CCM: Mainly seen only with his signature gloves in the comics, The Octopus is The Spirit’s nemesis. Obviously with Samuel L. Jackson playing him, we’re going to be seeing a lot more of him in the film, right?
FM: Yeah. When I first met Sam Jackson, I told him that I was sitting across the table from an atom bomb and that I needed it to only go off twice in my movie and I needed for him to keep the radioactivity down until his eruptions. With The Octopus, I felt that, yeah, we had a pair of gloves in the sense of a nemesis that was kept deliberately out of sight and undefined by Eisner. The only way to take the work of a short story writer and to adapt it to the long-form of a screenplay was to flesh out his nemesis because, you know, at first I felt that Eisner was of the school of Raymond Chandler another favorite novelist of mine. I realized he really owed a lot more to O. Henry, and his short story sensibility needed some healthy expansion. So with Sam, I had the perfect nemesis for The Spirit. And what I hope to do is the kind of villain that I’ve always wished they’d do in the Batman movies. Sure he’s very strange and eccentric, but I think he’s going to scare the crap out of you.
CCM: Last but not least, Gabriel Macht as The Spirit. Any actor playing the role is going to have to have equal measures of danger, humor, and sex appeal to bring Denny Colt to life. What convinced you that he was the guy for the role?
FM: We auditioned a lot of people for The Spirit. One of my preconditions coming onto the project was that we find someone who was not well known to play the part. I didn’t want it to be a vehicle for someone who was familiar. My model, in a way, was Chris Reeve’s Superman, meaning some actor I’d never seen before who I got to meet as Superman. I want the audience to meet The Spirit as The Spirit. Gabriel stood out because, first and foremost, Hollywood produces a great many, very good male actors, but very, very few who are able to portray men as men. He’s a terrifically trained actor, and he and I sat down in his trailer the first day he was on the set and we made a pact, really, because I said that either we’re going to be partners or we’re in for three long months because Gabriel’s job was the most important job there. He was the captain of the cast, and in my office I had a quote from Raymond Chandler hanging over my desk, which said, “He is the hero. He is everything.” This sort of story is really a piece of architecture where everything’s built to portray the hero. And at the center of it has to be one hell of a performance, and I really think I got it out of Gabriel.

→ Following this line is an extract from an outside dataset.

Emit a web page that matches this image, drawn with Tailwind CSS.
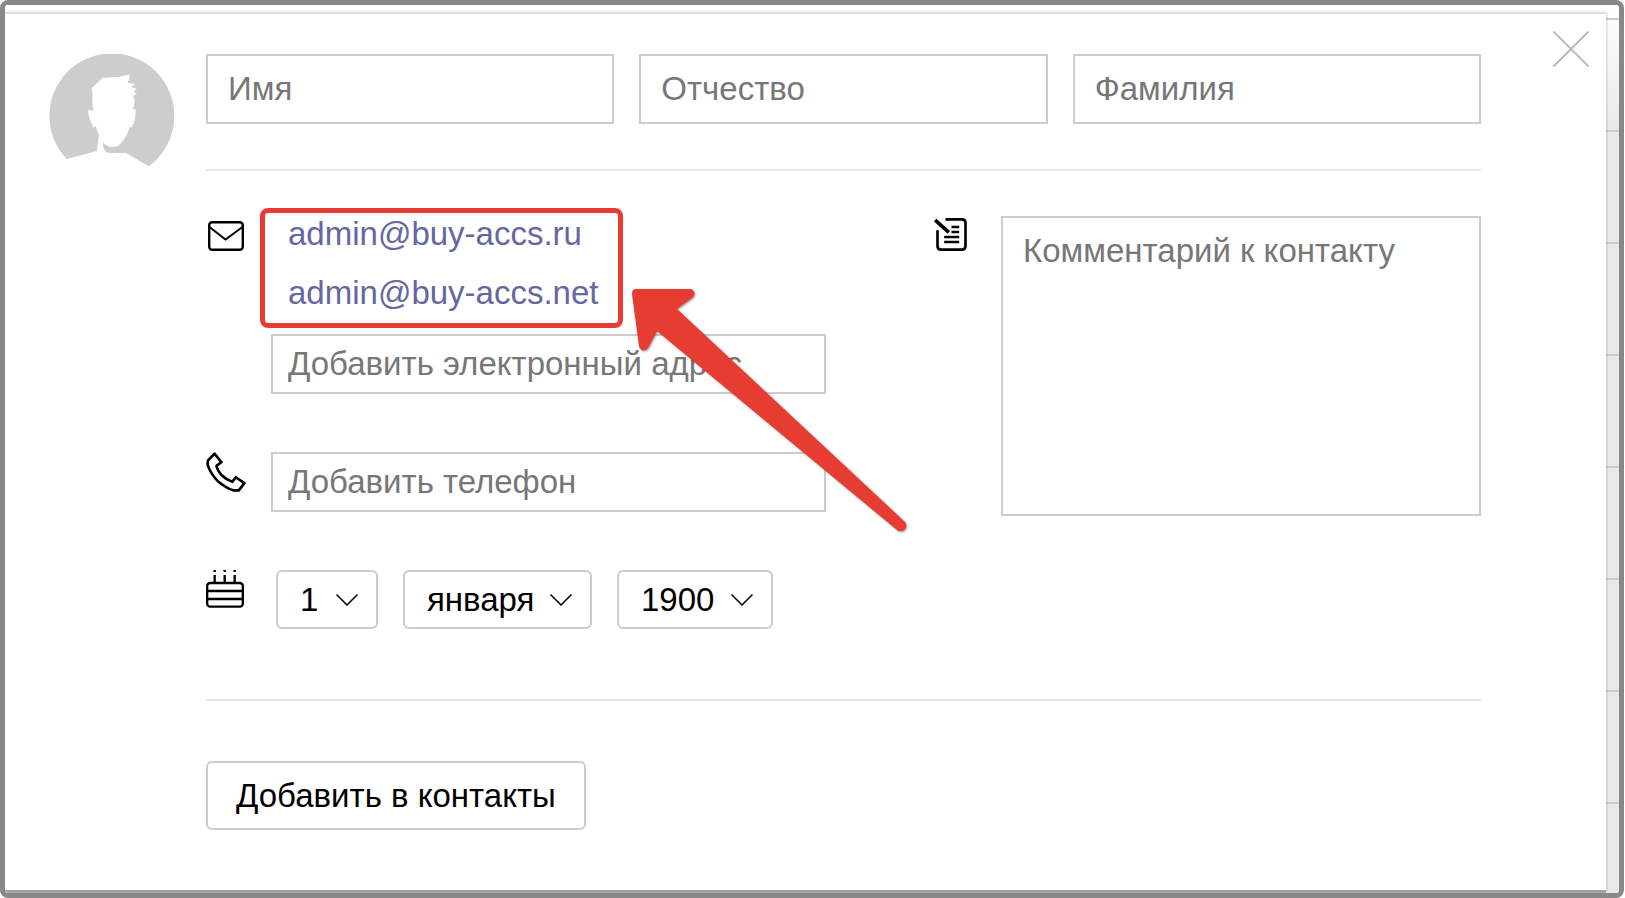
<!DOCTYPE html>
<html lang="ru">
<head>
<meta charset="utf-8">
<title>Контакт</title>
<script src="https://cdn.jsdelivr.net/npm/@tailwindcss/browser@4"></script>
</head>
<body class="bg-white font-['Liberation_Sans',Arial,sans-serif] text-[33px] text-black">
<div class="relative mr-px flex min-h-screen flex-col overflow-hidden rounded-lg border-5 border-[#888] bg-[#ececec]">
  <!-- list behind the dialog -->
  <div class="absolute inset-0 flex flex-col gap-[110px] bg-linear-to-b from-white to-[#e8e8e8] to-[130px] pt-[13px]" aria-hidden="true">
    <div class="h-0.5 shrink-0 bg-[#ccc]"></div><div class="h-0.5 shrink-0 bg-[#ccc]"></div><div class="h-0.5 shrink-0 bg-[#ccc]"></div><div class="h-0.5 shrink-0 bg-[#ccc]"></div><div class="h-0.5 shrink-0 bg-[#ccc]"></div><div class="h-0.5 shrink-0 bg-[#ccc]"></div><div class="h-0.5 shrink-0 bg-[#ccc]"></div><div class="h-0.5 shrink-0 bg-[#ccc]"></div>
  </div>
  <div class="relative mr-[13px] h-[9px] bg-linear-to-b from-white from-40% to-[#f0f0f0]"></div>
  <main class="relative mr-[13px] mb-[3px] flex grow gap-8 bg-white pt-10 pr-[125px] pb-[60px] pl-11 shadow-[0_0_0_2px_rgba(0,0,0,0.08),0_3px_0_rgba(0,0,0,0.25)]">
    <svg class="h-[113px] w-[125px] shrink-0" viewBox="147 162 375 339" aria-hidden="true"><path fill="#cdcdcd" d="M200 477A187.500 187.500 0 1 1 446 499L378 459H325Q308 452 309 426Q320 441 336 441Q352 441 360 433Q382 410 389 380L394 383Q407 365 407 328L399 328L404 306L400 286L410 284L401 273L411 268L393 260L407 252L383 248Q390 236 389 223L358 231L308 233L275 265Q279 280 277 300Q278 325 281 332L264 330Q264 350 280 383L288 378Q290 395 297 404L291 453Z"/></svg>
    <form class="min-w-0 grow">
      <div class="grid grid-cols-3 gap-[25px]">
        <input aria-label="Имя" placeholder="Имя" class="h-[70px] min-w-0 border-2 border-[#ccc] px-5 placeholder:text-[#777]">
        <input aria-label="Отчество" placeholder="Отчество" class="h-[70px] min-w-0 border-2 border-[#ccc] px-5 placeholder:text-[#777]">
        <input aria-label="Фамилия" placeholder="Фамилия" class="h-[70px] min-w-0 border-2 border-[#ccc] px-5 placeholder:text-[#777]">
      </div>
      <hr class="mt-[45px] border-t-2 border-[#e5e5e5]">
      <div class="grid grid-cols-[620fr_547fr] gap-[108px] pt-[33px]">
        <div class="flex min-w-0 flex-col gap-[58px]">
          <div class="flex">
            <div class="w-[65px] shrink-0 pt-[17px] pl-0.5">
              <svg class="h-[30px] w-9" viewBox="0 0 36 30" fill="none" stroke="#000" stroke-width="2.400" aria-hidden="true"><rect x="1.200" y="1.200" width="33.600" height="27.600" rx="3"/><path d="M1.500 6L17.500 18.500L34.500 6" stroke-width="2"/></svg>
            </div>
            <div class="relative min-w-0 grow">
              <ul class="pl-[17px] leading-[59px] text-[#65679f]">
                <li><a href="mailto:admin@buy-accs.ru">admin@buy-accs.ru</a></li>
                <li><a href="mailto:admin@buy-accs.net">admin@buy-accs.net</a></li>
              </ul>
              <input type="email" aria-label="Добавить электронный адрес" placeholder="Добавить электронный адрес" class="mt-3 block h-[60px] w-full border-2 border-[#ccc] px-[15px] placeholder:text-[#777]">
              <!-- callout frame and arrow -->
              <div class="pointer-events-none absolute top-1 -left-[11px] h-[120px] w-[363px] rounded-lg border-5 border-[#e63c32]"></div>
              <svg class="pointer-events-none absolute top-[81px] left-[359px] z-10 h-[250px] w-[280px] drop-shadow-[1px_1px_1px_rgba(0,0,0,0.4)]" viewBox="0 0 280 250" aria-hidden="true"><path fill="#e63c32" d="M6 4H59C65 4 66 10 62 13L47 24L275 237C279 242 273 249 267 245L27 46L18 63C15 67 10 66 9 61L2 9Q2 4 6 4Z"/></svg>
            </div>
          </div>
          <div class="flex">
            <div class="w-[65px] shrink-0">
              <svg class="h-10 w-10" viewBox="47 65 120 122" fill="none" stroke="#000" stroke-width="8" stroke-linejoin="round" aria-hidden="true"><path d="M72 70L93 96L78 107Q80 120 94 136Q108 150 126 156L137 142L163 160L146 182H130Q113 179 84 156Q62 134 54 112Q49 102 52 91Z"/></svg>
            </div>
            <input type="tel" aria-label="Добавить телефон" placeholder="Добавить телефон" class="h-[60px] min-w-0 grow border-2 border-[#ccc] px-[15px] placeholder:text-[#777]">
          </div>
          <div class="flex">
            <div class="w-[70px] shrink-0">
              <svg class="h-[38px] w-[38px]" viewBox="48 417 114 114" fill="none" stroke="#000" stroke-width="7" aria-hidden="true"><rect x="51.500" y="456" width="107" height="71" rx="9"/><path d="M51 480H158M51 504H158"/><path d="M74 432V454M104 432V454M134 432V454M74 417V423M104 417V423M134 417V423"/></svg>
            </div>
            <div class="flex gap-[25px]">
              <div class="relative">
                <select aria-label="День" class="block h-[59px] w-[102px] appearance-none rounded-md border-2 border-[#ccc] bg-white pl-[22px]"><option>1</option></select>
                <svg class="pointer-events-none absolute top-6 right-5 h-3 w-[22px]" viewBox="0 0 22 12" fill="none" stroke="#000" stroke-width="1.500" aria-hidden="true"><path d="M.5 .5L11 11L21.500 .5"/></svg>
              </div>
              <div class="relative">
                <select aria-label="Месяц" class="block h-[59px] w-[189px] appearance-none rounded-md border-2 border-[#ccc] bg-white pl-[22px]"><option>января</option></select>
                <svg class="pointer-events-none absolute top-6 right-5 h-3 w-[22px]" viewBox="0 0 22 12" fill="none" stroke="#000" stroke-width="1.500" aria-hidden="true"><path d="M.5 .5L11 11L21.500 .5"/></svg>
              </div>
              <div class="relative">
                <select aria-label="Год" class="block h-[59px] w-[156px] appearance-none rounded-md border-2 border-[#ccc] bg-white pl-[22px]"><option>1900</option></select>
                <svg class="pointer-events-none absolute top-6 right-5 h-3 w-[22px]" viewBox="0 0 22 12" fill="none" stroke="#000" stroke-width="1.500" aria-hidden="true"><path d="M.5 .5L11 11L21.500 .5"/></svg>
              </div>
            </div>
          </div>
        </div>
        <div class="flex min-w-0 gap-[34px] pt-3">
          <svg class="mt-0.5 h-[33px] w-[33px] shrink-0" viewBox="101 84 98 99" fill="none" stroke="#000" stroke-width="7" aria-hidden="true"><path d="M111 121V168Q111 179 122 179H184Q195 179 195 168V99Q195 88 184 88H135" stroke-width="8"/><path d="M153 111H176M153 126H176M131 141H176M131 156H176"/><path d="M104 90L145 127" stroke-width="11"/></svg>
          <textarea aria-label="Комментарий к контакту" placeholder="Комментарий к контакту" class="h-[300px] min-w-0 grow resize-none border-2 border-[#ccc] px-5 py-3 leading-[42px] placeholder:text-[#777]"></textarea>
        </div>
      </div>
      <hr class="mt-[70px] border-t-2 border-[#e5e5e5]">
      <button type="button" class="mt-[60px] block h-[69px] rounded-md border-2 border-[#ccc] px-7">Добавить в контакты</button>
    </form>
    <button type="button" aria-label="Закрыть" class="absolute top-[17px] right-[17px] h-9 w-9"><svg class="h-9 w-9" viewBox="0 0 36 36" stroke="#bbb" stroke-width="2" aria-hidden="true"><path d="M.5 .5L35.500 35.500M35.500 .5L.5 35.500"/></svg></button>
  </main>
</div>
</body>
</html>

CCM: You shot The Spirit utilizing the same green-screen technology that was used in Sin City and 300. Are the backgrounds you’re laying in going to have the peculiar Eisner cityscape feel to them and also some of your Sin City?
FM: The backgrounds in The Spirit that Stu Maschwitz is working on are, I think, gloriously real. They’re emotionally true to the movie. Any Eisner fan will recognize certain references to his work that are planted in there. You know, as I told him from the start, we’ll do the most magnificent sewer grate anybody has ever seen. And we do offer water tanks galore. But it’s a mythic city, and it’s created for film so it is its own creation using the best talents available.
CCM: As we speak, you’re pretty deep into post production on the film. What’s been the biggest surprise for you up to this point?
FM: How hard editing is. It’s very hard. It’s part art, part science. The other thing is I didn’t realize the collaboration with the actors really never ends. I’m still working with Eva Mendes when I go through take after take looking for that one that I remembered of seeing the surprise of what it actually looks like on the screen right next to another shot that it wasn’t next to before.
CCM: Did the actors come in knowing what The Spirit was and where it came from?
FM: No, they didn’t all know who The Spirit was. A lot of them did. Gabe papered his entire trailer with pages from The Spirit. But we all got to know who The Spirit was in the course of this, because making something into a movie it becomes something else. I think that Will would be happy that we made some of the decisions we did and made The Spirit more a man of this time, a more haunted figure, surely, but still the working man’s hero. The guy who really has to work hard at his job.
CCM: Did you storyboard The Spirit and will that art be published in conjunction with the film?
FM: Yes, I’m planning on a book that should be called The Spirit Storyboards because I did hundreds and hundreds of drawings for virtually every scene. And for at least the first half of the shoot, I would shoot the full day and then work the night drawing. About halfway through, I was ahead of the game so I was able to start sleeping.
CCM: Finally, what has been the coolest thing about making The Spirit for you?
FM: That word got used a lot on the set. I think it might just be seeing The Spirit flip through the air like a little boy and slide up the roof of one side of a water tower, stumble and then slide down the other side like a kid playing in the snow. I think that’s a very Eisner-esque moment. The fact that we got a take with a stumble in it made it The Spirit.